Podejrzanemu zależało także na dotarciu do ofert innych firm walczących o kontrakty oraz na informacjach o planach inwestycyjnych sieci handlowej.
"Mężczyzna proponował przedstawicielowi koncernu handlowego 210 tys. złotych, awans w strukturach europejskich firmy i wyjazd na zagraniczny kurs dla menedżerów. Później ofertę tą jeszcze podwyższył proponując przekazanie mercedesa i kamienicy na Śląsku" - poinformował rzecznik małopolskiej policji młodszy inspektor Dariusz Nowak.
Przedstawiciel firmy handlowej już podczas pierwszego spotkania odmówił przyjęcia łapówki i powiadomił swoich przełożonych, a ci policję.
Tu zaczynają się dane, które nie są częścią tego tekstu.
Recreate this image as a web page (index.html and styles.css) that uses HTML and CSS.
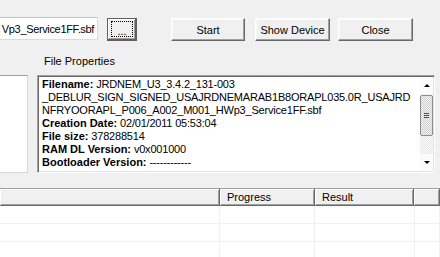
FILE: index.html
```html
<!DOCTYPE html>
<html lang="en">
<head>
  <meta charset="UTF-8">
  <title>Flash Tool</title>
  <link rel="stylesheet" href="styles.css">
</head>
<body>
  <div class="window">
    <div class="top-row">
      <div class="file-input">Vp3_Service1FF.sbf</div>
      <button class="btn btn-browse"><span class="focus-rect">...</span></button>
      <button class="btn btn-start">Start</button>
      <button class="btn btn-show">Show Device</button>
      <button class="btn btn-close">Close</button>
    </div>

    <div class="props-label">File Properties</div>

    <div class="mid-row">
      <div class="side-box"></div>
      <div class="props-box">
        <div class="props-text">
          <div><b>Filename:</b> JRDNEM_U3_3.4.2_131-003</div>
          <div>_DEBLUR_SIGN_SIGNED_USAJRDNEMARAB1B8ORAPL035.0R_USAJRD</div>
          <div>NFRYOORAPL_P006_A002_M001_HWp3_Service1FF.sbf</div>
          <div><b>Creation Date:</b> 02/01/2011 05:53:04</div>
          <div><b>File size:</b> 378288514</div>
          <div><b>RAM DL Version:</b> v0x001000</div>
          <div><b>Bootloader Version:</b> ------------</div>
        </div>
        <div class="vscroll">
          <div class="arrow-btn"><span class="arrow up"></span></div>
          <div class="thumb"><span class="grip"></span></div>
          <div class="track"></div>
          <div class="arrow-btn"><span class="arrow down"></span></div>
        </div>
      </div>
    </div>

    <div class="list">
      <div class="list-head">
        <div class="col-head"></div>
        <div class="col-head">Progress</div>
        <div class="col-head">Result</div>
        <div class="col-head"></div>
      </div>
      <div class="list-row"><div></div><div></div><div></div><div></div></div>
      <div class="list-row"><div></div><div></div><div></div><div></div></div>
      <div class="list-row"><div></div><div></div><div></div><div></div></div>
    </div>
  </div>
</body>
</html>
```

FILE: styles.css
```css
body {
  margin: 0;
  background: #f0f0f0;
  font-family: "Liberation Sans", Arial, sans-serif;
  font-size: 11px;
  color: #000;
  overflow: hidden;
}
.window {
  width: 440px;
  height: 257px;
  overflow: hidden;
}

/* top row: file path + buttons */
.top-row {
  display: flex;
  align-items: flex-start;
  padding-top: 17px;
  height: 24px;
}
.file-input {
  box-sizing: border-box;
  width: 98px;
  height: 23px;
  background: #fff;
  border: 1px solid #dcdcdc;
  border-top-color: #c4c4c4;
  border-left: none;
  padding-right: 3px;
  display: flex;
  justify-content: flex-end;
  align-items: center;
  white-space: nowrap;
  letter-spacing: -0.35px;
}
.btn {
  box-sizing: border-box;
  height: 23px;
  margin-top: 1px;
  padding: 0;
  background: #f0f0f0;
  border: 1px solid;
  border-color: #fff #696969 #696969 #fff;
  box-shadow: inset -1px -1px #a0a0a0, inset 1px 1px #f8f8f8;
  font-family: "Liberation Sans", Arial, sans-serif;
  font-size: 11px;
  color: #000;
}
.btn-browse {
  width: 30px;
  margin-left: 9px;
  border: 1px solid #5f5f5f;
  border-right-width: 2px;
  border-bottom-width: 2px;
  box-shadow: inset 1px 1px #fff, inset -1px -1px #a0a0a0;
  position: relative;
}
.focus-rect {
  position: absolute;
  left: 3px;
  top: 2px;
  right: 2px;
  bottom: 2px;
  border: 1px dotted #000;
  display: flex;
  align-items: flex-end;
  justify-content: center;
  line-height: 10px;
}
.btn-start { width: 74px; margin-left: 34px; }
.btn-show { width: 75px; margin-left: 10px; }
.btn-close { width: 75px; margin-left: 8px; }

.props-label {
  margin: 14px 0 7px 44px;
  line-height: 13px;
}

/* middle: side list + properties box */
.mid-row {
  display: flex;
  height: 98px;
}
.side-box {
  box-sizing: border-box;
  width: 28px;
  background: #fff;
  border-top: 1px solid #a0a0a0;
  border-right: 1px solid #d8d8d8;
  border-bottom: 1px solid #d8d8d8;
}
.props-box {
  box-sizing: border-box;
  width: 398px;
  margin-left: 9px;
  background: #fff;
  border: 1px solid;
  border-color: #a0a0a0 #fff #fff #a0a0a0;
  box-shadow: inset 1px 1px #696969, inset -1px -1px #e3e3e3;
  padding: 1px;
  display: flex;
}
.props-text {
  flex: 1;
  padding: 1px 3px 0 3px;
  line-height: 13px;
  white-space: nowrap;
  overflow: hidden;
  letter-spacing: -0.2px;
}
.props-text b {
  font-weight: 700;
  letter-spacing: 0;
}
.vscroll {
  width: 13px;
  display: flex;
  flex-direction: column;
  background: repeating-conic-gradient(#e4e4e4 0 25%, #fff 0 50%) 0 0 / 2px 2px;
}
.arrow-btn {
  height: 17px;
  display: flex;
  align-items: center;
  justify-content: center;
  background: #fbfbfb;
}
.arrow {
  width: 0;
  height: 0;
  border-left: 3px solid transparent;
  border-right: 3px solid transparent;
}
.arrow.up { border-bottom: 3px solid #000; }
.arrow.down { border-top: 3px solid #000; }
.thumb {
  box-sizing: border-box;
  height: 41px;
  margin-top: 1px;
  border: 1px solid #8c8c8c;
  border-radius: 2px;
  background: repeating-conic-gradient(#cfcfcf 0 25%, #f4f4f4 0 50%) 0 0 / 2px 2px;
  display: flex;
  align-items: center;
  justify-content: center;
}
.grip {
  width: 5px;
  height: 5px;
  background: repeating-linear-gradient(#555 0 1px, transparent 1px 2px);
}
.track {
  flex: 1;
}

/* bottom list view */
.list {
  margin-top: 15px;
}
.list-head {
  display: grid;
  grid-template-columns: 220px 95px 99px 1fr;
  height: 18px;
}
.col-head {
  box-sizing: border-box;
  background: #f0f0f0;
  border-top: 1px solid #a0a0a0;
  border-right: 1px solid #696969;
  border-bottom: 1px solid #696969;
  box-shadow: inset 1px 1px #fff, inset -1px -1px #a0a0a0;
  padding-left: 7px;
  line-height: 16px;
}
.list-row {
  display: grid;
  grid-template-columns: 220px 95px 100px 1fr;
  height: 18px;
  background: #fff;
}
.list-row div {
  border-right: 1px solid #f0f0f0;
  border-bottom: 1px solid #f0f0f0;
}
```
31-letni biznesmen został zatrzymany w Gliwicach. Prokuratura przedstawiła mu zarzut obietnicy udzielania korzyści majątkowej oraz korzyści osobistych w zamian za zawarcie kontraktu niezgodnie z prawem. Mężczyźnie grozi do pięciu lat pozbawienia wolności.
Policja sprawdza, czy podejrzany działał sam, czy z czyjegoś polecenia i czy w przeszłości dopuścił się podobnych przestępstw.
Mężczyzna będzie odpowiadał za swoje czyny na podstawie art. 296a kodeksu karnego, który umożliwia ściganie korupcji także w sferze prywatnej.